Второе путешествие Петра I в Европу, предпринятое им в 1716—1717 годах, неожиданно оказалось в тесной связи с древней русской историей и варяжской проблемой.

«Норманнская» трактовка зарождения Русского государства на протяжении всего XVII века оставалась национальной особенностью шведской историографии. Европейские, прежде всего немецкие, учёные придерживались иных воззрений на происхождение Рюрика и варягов. Все они так или иначе восходили к известию Сигизмунда Герберштейна, имперского посла, в 1517 и 1526 годах побывавшего в Москве. Этот немецкий уроженец славянской Каринтии, поразмыслив над тем, что услышал от русских людей о происхождении династии Рюриковичей, изложил своё, особое мнение на этот счёт. Он указал на то, что «славнейший некогда город и область вандалов, Вагрия, была погранична с Любеком и Голштинским герцогством, и то море, которое называется Балтийским, получило, по мнению некоторых, название от этой Вагрии… и доселе ещё удерживает у русских это название, именуясь Варецкое море, то есть Варяжское море». Затем, напомнив, что «сверх того, вандалы в то же время были могущественны, употребляли, наконец, русский язык и имели русские обычаи и религию»21, Герберштейн заключил: «На основании всего этого мне представляется, что русские вызвали своих князей скорее из вагрийцев, или варягов, чем вручили власть иностранцам, разнящимся с ними верою, обычаями и языком».

Особенно интересна мекленбургская историографическая традиция.

Мекленбургское герцогство возникло на землях славянского племенного союза вендов-ободритов (варнов), чей последний князь Прибыслав II, будучи побеждён саксонским герцогом Генрихом Львом, получил назад большую часть своих бывших владений уже в качестве лена (1167). Начиная с 1171 года он носил титул князя Мекленбургского, с которым участвовал в рыцарском турнире 1178 года, ставшим для него роковым: случайная рана свела его в могилу.

Онемеченные потомки Прибыслава, возведённые в герцогское достоинство, бережно хранили память о своей славянской родословной, которая, по преданию, уходила корнями в глубокую древность. Ободритские князья VIII века, упоминаемые во франкских анналах времён Карла Великого, числились в этом генеалогическом списке лишь в конце второго десятка «вендо-ободритских королей».

В начале XVII века в мекленбургские родословные вносится любопытная вставка: в них отводится место для Рюрика.
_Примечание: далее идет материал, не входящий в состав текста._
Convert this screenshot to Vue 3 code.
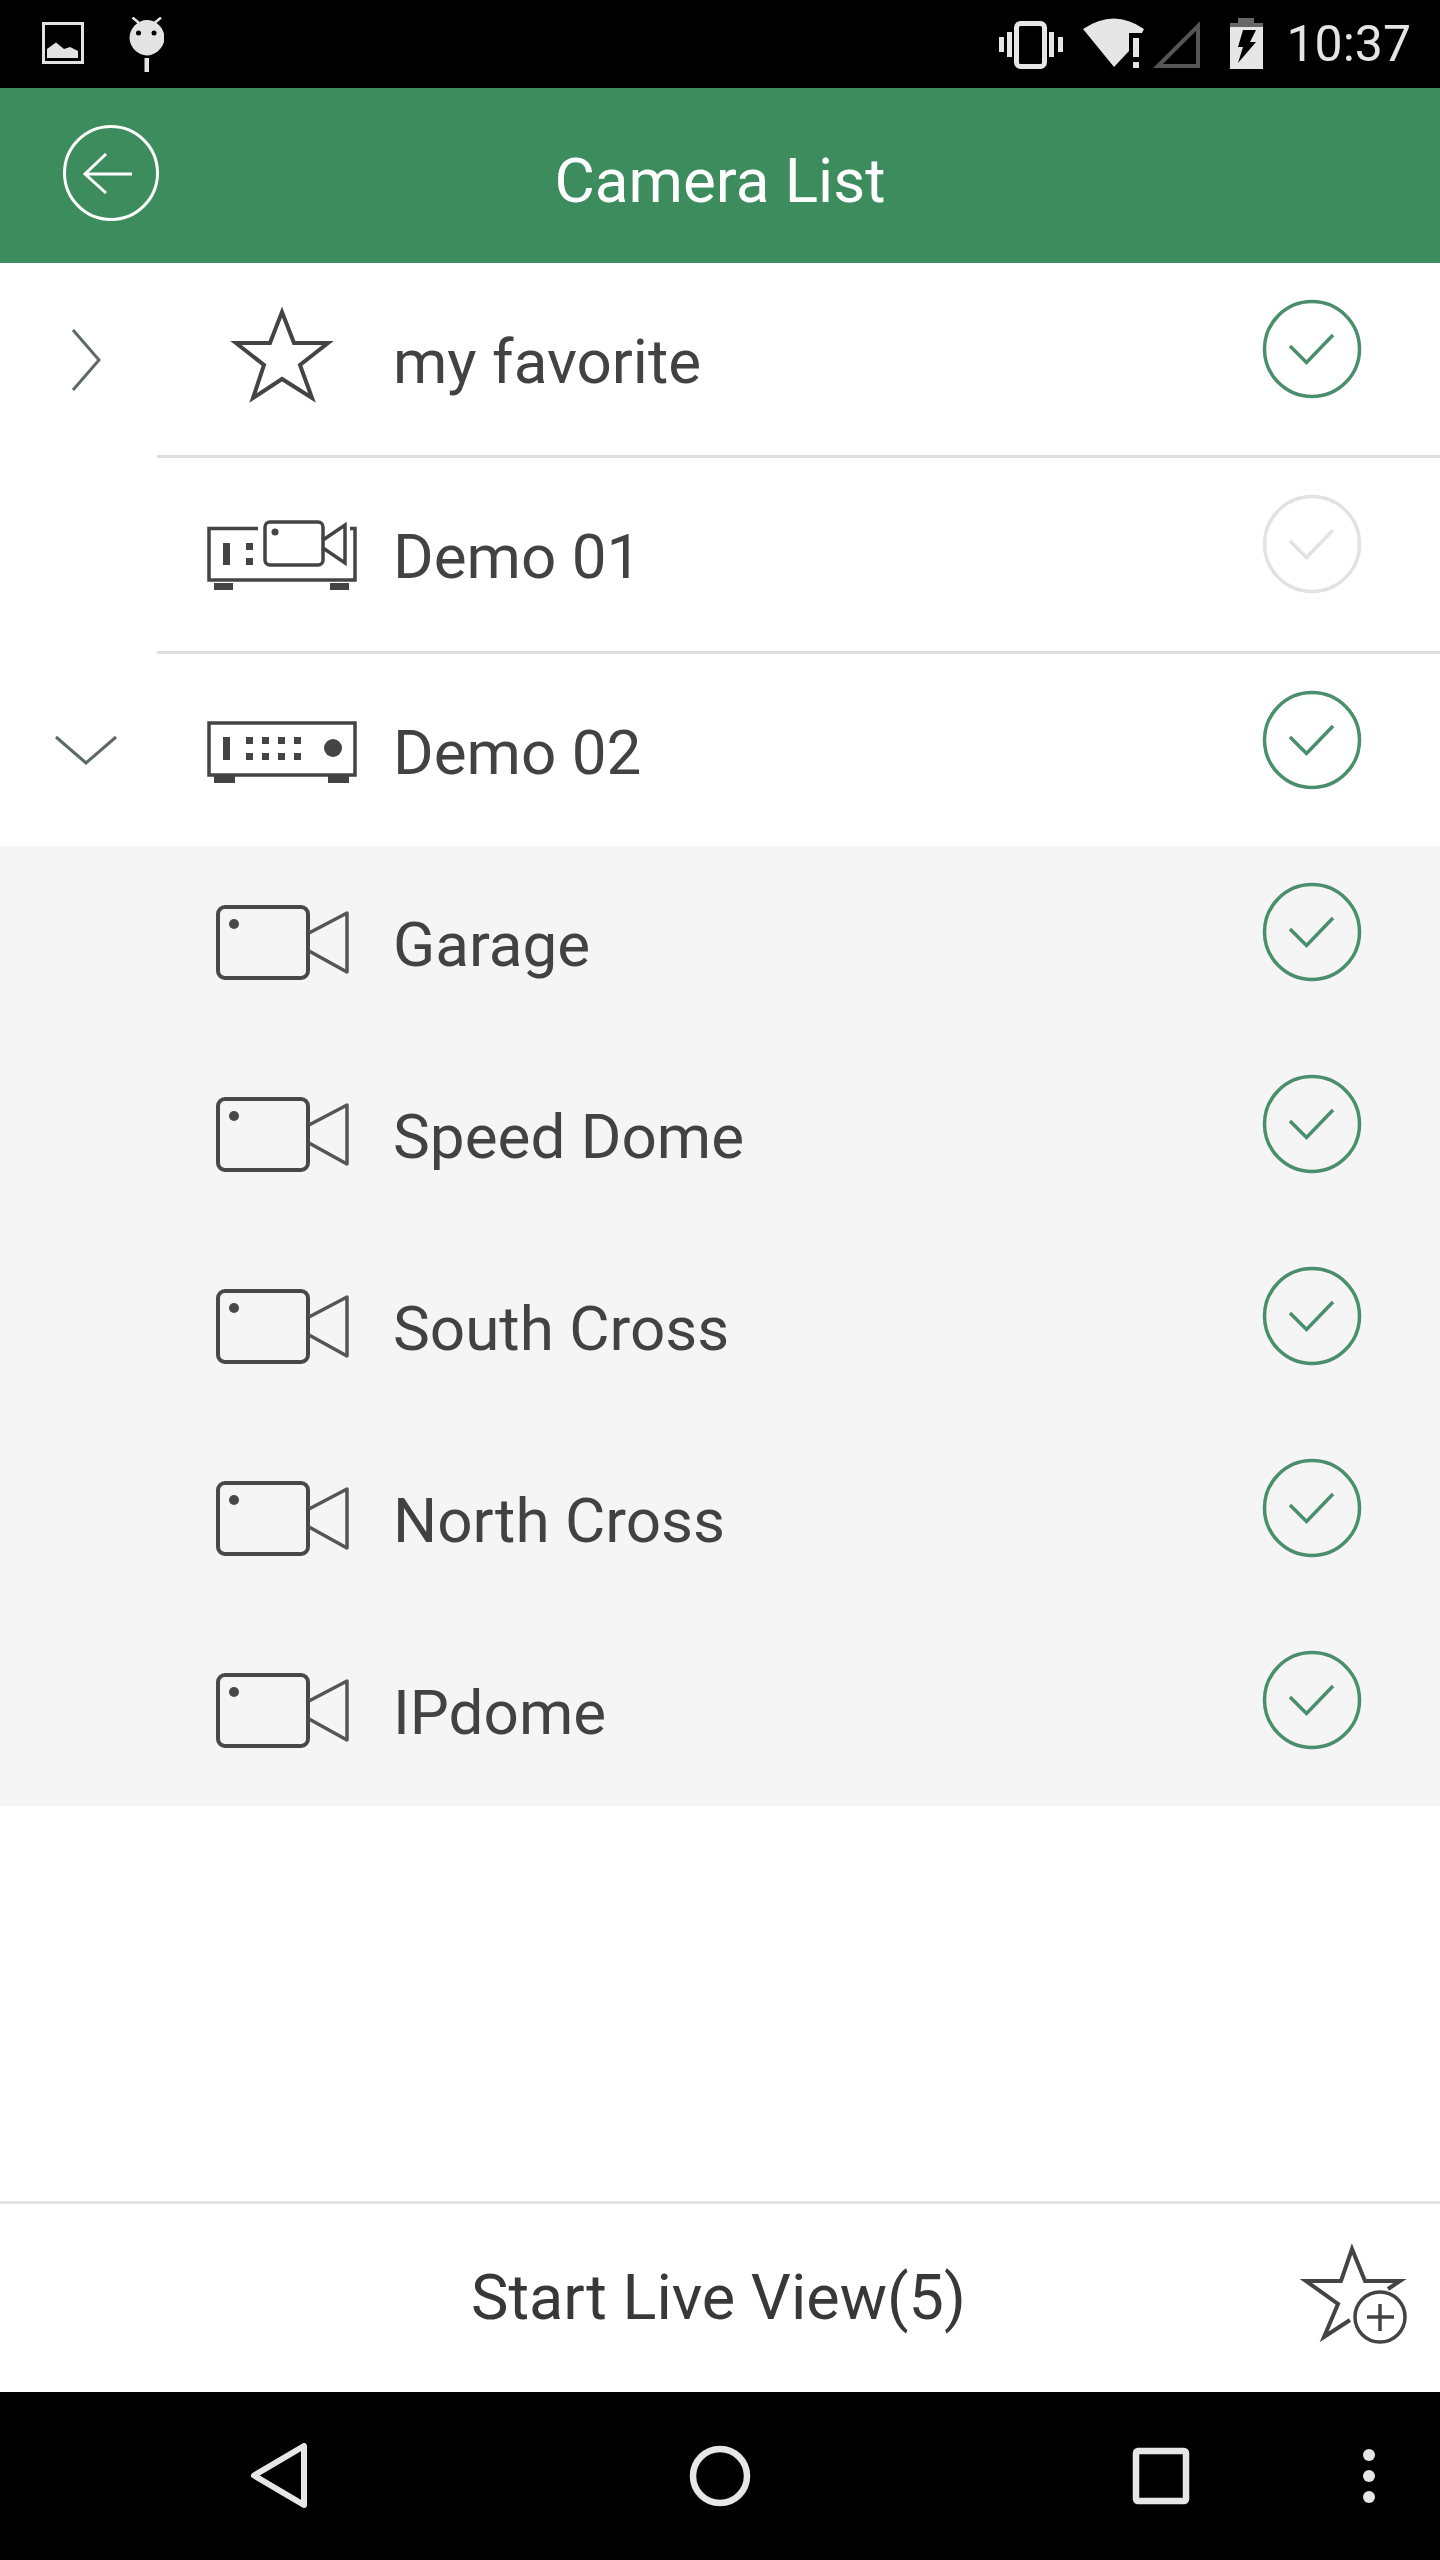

Согласно Бернхарду Латому, автору «Genealochronicon Megapolitanum» (1610), это был сын ободритского князя Годлиба (Годлава, Годлейба) – лица исторического, известного по средневековым хроникам.

Иоганн Фридрих Хемниц (1611—1686), занимавший должности архивариуса в Шверине и секретаря придворной канцелярии в Гюстрове22, включил в родословную мекленбургских правителей не только самого Рюрика, но и всех древнерусских князей вплоть до сыновей князя Владимира Святославича («Генеалогия королей, государей и герцогов Мекленбургских», опубликована после смерти автора, в 1708 году):

«Годлейб, сын Витислава II, князь вендов и ободритов, он был пленён в 808 году по Р. Х. в сражении, которое король Дании Готтфрид выиграл у его брата, короля Тразика, и по его приказу был повешен. Его супруга N родила ему трёх сыновей: Рюрика, Сивара и Эрувара, которые по своим русским корням были призваны в Россию, и та была отдана им в правление. Рюрик получил княжество Великий Новгород, Сивар – Псковское княжество и Эрувар – княжество Белоозеро; но оба последних господина умерли, не оставив потомства, и их земли в России отошли старшему брату Рюрику.

[…]

Игорь, сын Рюрика, князь всей России и достойный сожаления воин… был, в конце концов, пленён и обезглавлен. Его супруга Ольга, происходящая из знатного рода из города Псков, родила ему сына Святослава I» и т. д.

Источник сведений Латома и Хемница до сих пор не установлен.